[lbo-talk] Hardt/Negri's Commonwealth as reviewed in WSJ

Asad Haider noswine at gmail.com
Fri Oct 9 12:44:46 PDT 2009


I didn't mean to be unpleasant. Sorry if it came off that way.

The argument I'm making is that theorists of post-Fordism radically
> overstated the case and that I think Hardt and Negri - some caveats aside -
> do as well. Yes, technology and informatics have changed industrial and
> market structures, and even some/many aspects of politics, but the idea
> that
> there's been the kind of qualitative change that would suggest we redefine
> politics away from class, etc., towards a multitude radically overstates
> contemporary conditions.
>

I think the stakes you see in their argument are leading you to reject it when you don't need to (that is what I meant by a priori; not that you haven't studied it, which I commend you for saying--so many people brag about not reading it). There is no turn away from class.

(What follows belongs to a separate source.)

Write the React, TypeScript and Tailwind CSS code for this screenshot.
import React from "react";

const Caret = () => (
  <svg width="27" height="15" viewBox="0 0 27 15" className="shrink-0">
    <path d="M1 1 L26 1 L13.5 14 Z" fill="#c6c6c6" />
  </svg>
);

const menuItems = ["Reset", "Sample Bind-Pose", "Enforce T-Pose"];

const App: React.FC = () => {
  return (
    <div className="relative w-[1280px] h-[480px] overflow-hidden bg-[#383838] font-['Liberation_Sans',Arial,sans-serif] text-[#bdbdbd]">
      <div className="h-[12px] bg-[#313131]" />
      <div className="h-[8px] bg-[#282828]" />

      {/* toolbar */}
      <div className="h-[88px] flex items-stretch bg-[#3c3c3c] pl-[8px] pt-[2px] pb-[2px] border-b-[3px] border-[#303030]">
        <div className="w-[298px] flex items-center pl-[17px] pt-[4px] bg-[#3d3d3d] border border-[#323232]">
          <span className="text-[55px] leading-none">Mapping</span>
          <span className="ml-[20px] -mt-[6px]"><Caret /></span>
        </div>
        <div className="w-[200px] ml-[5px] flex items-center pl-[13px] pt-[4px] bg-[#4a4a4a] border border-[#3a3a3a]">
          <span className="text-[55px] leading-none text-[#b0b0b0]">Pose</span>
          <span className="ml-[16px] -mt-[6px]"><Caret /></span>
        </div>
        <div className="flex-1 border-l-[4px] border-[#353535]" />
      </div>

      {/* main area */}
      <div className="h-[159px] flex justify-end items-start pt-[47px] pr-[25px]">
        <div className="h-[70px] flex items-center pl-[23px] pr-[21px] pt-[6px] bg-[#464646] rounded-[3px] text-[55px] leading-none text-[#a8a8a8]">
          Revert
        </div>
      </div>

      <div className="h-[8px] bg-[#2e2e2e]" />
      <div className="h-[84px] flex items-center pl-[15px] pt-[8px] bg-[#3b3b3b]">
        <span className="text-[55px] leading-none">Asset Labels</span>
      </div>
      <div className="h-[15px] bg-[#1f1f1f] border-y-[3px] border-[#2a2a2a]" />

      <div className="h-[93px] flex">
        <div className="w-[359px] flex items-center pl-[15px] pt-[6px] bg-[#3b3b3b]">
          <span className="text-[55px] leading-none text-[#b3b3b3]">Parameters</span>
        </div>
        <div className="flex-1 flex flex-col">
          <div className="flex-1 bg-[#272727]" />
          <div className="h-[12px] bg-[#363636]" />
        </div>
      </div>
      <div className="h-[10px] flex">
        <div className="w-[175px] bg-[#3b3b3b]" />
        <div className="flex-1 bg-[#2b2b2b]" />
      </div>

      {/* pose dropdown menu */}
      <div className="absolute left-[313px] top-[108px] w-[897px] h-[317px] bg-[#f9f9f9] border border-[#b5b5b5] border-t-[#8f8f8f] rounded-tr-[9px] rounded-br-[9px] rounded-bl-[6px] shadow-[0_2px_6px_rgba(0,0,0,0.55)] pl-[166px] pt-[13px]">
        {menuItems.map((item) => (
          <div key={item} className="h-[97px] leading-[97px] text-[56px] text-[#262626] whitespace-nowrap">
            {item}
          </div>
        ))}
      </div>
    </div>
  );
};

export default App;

The "multitude"--yes, it's an overused term, probably the least interesting in their writings--as far as I can see, is a way of arguing that class is still the central dynamic of politics in spite of the fact that the global workforce is no longer strictly attached to industrial production.

It's very much about class--maybe some of you are familiar with Negri's earlier writings, Marx Beyond Marx or even all the way back to pamphlets like "Domination and Sabotage" that landed him in prison along with the interesting material on Keynes etc. I think there is significant continuity and his trajectory has been to argue for the central role of worker's power (self-valorization in some works, constituent power in others) EVEN in so-called post-Fordist economies with their symbolic economies.